Question

A well pumps at 400 L/s from a confined aquifer whose thickness is 24 m. If the drawdown 50 m from the well is 1 m and the drawdown 100 m from the well is 0.5 m, then calculate the hydraulic conductivity and transmissivity of the aquifer. Do you expect the drawdowns at 50 m and 100 m from the well to approach a steady state? Explain your answer. If the radius of the pumping well is 0.5 m and the drawdown at the pumping well is measured as 4 m, then calculated the radial distance to where the drawdown is equal to zero.
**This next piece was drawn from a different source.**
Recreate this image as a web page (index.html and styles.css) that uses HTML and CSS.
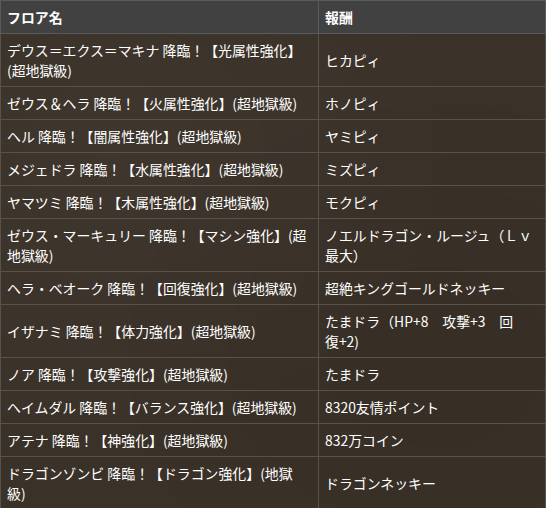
FILE: index.html
```html
<!DOCTYPE html>
<html lang="ja">
<head>
<meta charset="utf-8">
<title>報酬一覧</title>
<link rel="stylesheet" href="styles.css">
</head>
<body>
<table class="reward-table">
  <thead>
    <tr><th class="col-floor">フロア名</th><th class="col-reward">報酬</th></tr>
  </thead>
  <tbody>
    <tr><td>デウス＝エクス＝マキナ 降臨！【光属性強化】<br>(超地獄級)</td><td>ヒカピィ</td></tr>
    <tr><td>ゼウス＆ヘラ 降臨！【火属性強化】(超地獄級)</td><td>ホノピィ</td></tr>
    <tr><td>ヘル 降臨！【闇属性強化】(超地獄級)</td><td>ヤミピィ</td></tr>
    <tr><td>メジェドラ 降臨！【水属性強化】(超地獄級)</td><td>ミズピィ</td></tr>
    <tr><td>ヤマツミ 降臨！【木属性強化】(超地獄級)</td><td>モクピィ</td></tr>
    <tr><td>ゼウス・マーキュリー 降臨！【マシン強化】(超<br>地獄級)</td><td>ノエルドラゴン・ルージュ（Ｌｖ<br>最大）</td></tr>
    <tr><td>ヘラ・ベオーク 降臨！【回復強化】(超地獄級)</td><td>超絶キングゴールドネッキー</td></tr>
    <tr><td>イザナミ 降臨！【体力強化】(超地獄級)</td><td>たまドラ（HP+8　攻撃+3　回<br>復+2)</td></tr>
    <tr><td>ノア 降臨！【攻撃強化】(超地獄級)</td><td>たまドラ</td></tr>
    <tr><td>ヘイムダル 降臨！【バランス強化】(超地獄級)</td><td>8320友情ポイント</td></tr>
    <tr><td>アテナ 降臨！【神強化】(超地獄級)</td><td>832万コイン</td></tr>
    <tr><td>ドラゴンゾンビ 降臨！【ドラゴン強化】(地獄<br>級)</td><td>ドラゴンネッキー</td></tr>
  </tbody>
</table>
</body>
</html>
```

FILE: styles.css
```css
html, body {
  margin: 0;
  padding: 0;
  background: #3a3128;
}

.reward-table {
  width: 546px;
  border-collapse: collapse;
  font-family: "Noto Sans CJK JP", "Noto Sans", sans-serif;
  font-size: 13.9px;
  line-height: 20px;
  color: #ffffff;
  background-color: #3a3128;
  background-image:
    radial-gradient(ellipse at 20% 30%, rgba(255,255,255,0.025), transparent 60%),
    radial-gradient(ellipse at 80% 70%, rgba(0,0,0,0.06), transparent 60%);
}

.reward-table th,
.reward-table td {
  border: 1px solid #57524c;
  padding: 6px 7px 6px 6px;
  height: 20px;
  text-align: left;
  vertical-align: middle;
  white-space: nowrap;
}

.reward-table th {
  background: #414141;
  border-color: #5a5a5a;
  font-weight: bold;
}

.col-floor {
  width: 304px;
}
```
Why is the state-state drawdown equation not valid beyond this distance?

Answer 1

Answer:

the calculations and their justification are found in the explanation section.

Explanation:

The average transmissivity is

$T=\frac{Q_{w} }{2\pi (s_{1}-s_{2} ) } ln(\frac{r_{2} }{r_{1} } )$

Qw = pumping rate = 400 L/s = 400000 m³/s

s₁ = drawdown of the well = 1 m

s₂ = 0.5 m

r₁ = piezometric level = 50 m

r₂ = 100 m

Replacing values

$T=\frac{400000}{2\pi (1-0.5)} ln(\frac{100}{50} )=88254.24m^{2} /s$

the hydraulic conductivity is

$K=\frac{T}{b}$

b = thickness = 24 m

Replacing

$K=\frac{88254.24}{24} =3677.26m/s$

no steady state for this drawdown.

The radial distance is

$s=s_{w} -\frac{Q_{w} }{2\pi T} ln(\frac{r}{r_{w} } )$

here

sw = 4 m = drawdown at the pumping well

s =drawdown of the radial distance = 0

rw = radius of the pumping well = 0.5

Clearing r

$0=4-\frac{400000}{2\pi *88254.24 } ln(\frac{r}{0.5} )\\4=0.721(lnr+ln0.5)\\r=exp(\frac{3.5}{0.721} )=128.3m$

It can be said that the steady state reduction is not valid at a distance beyond that calculated because the reduction would become negative.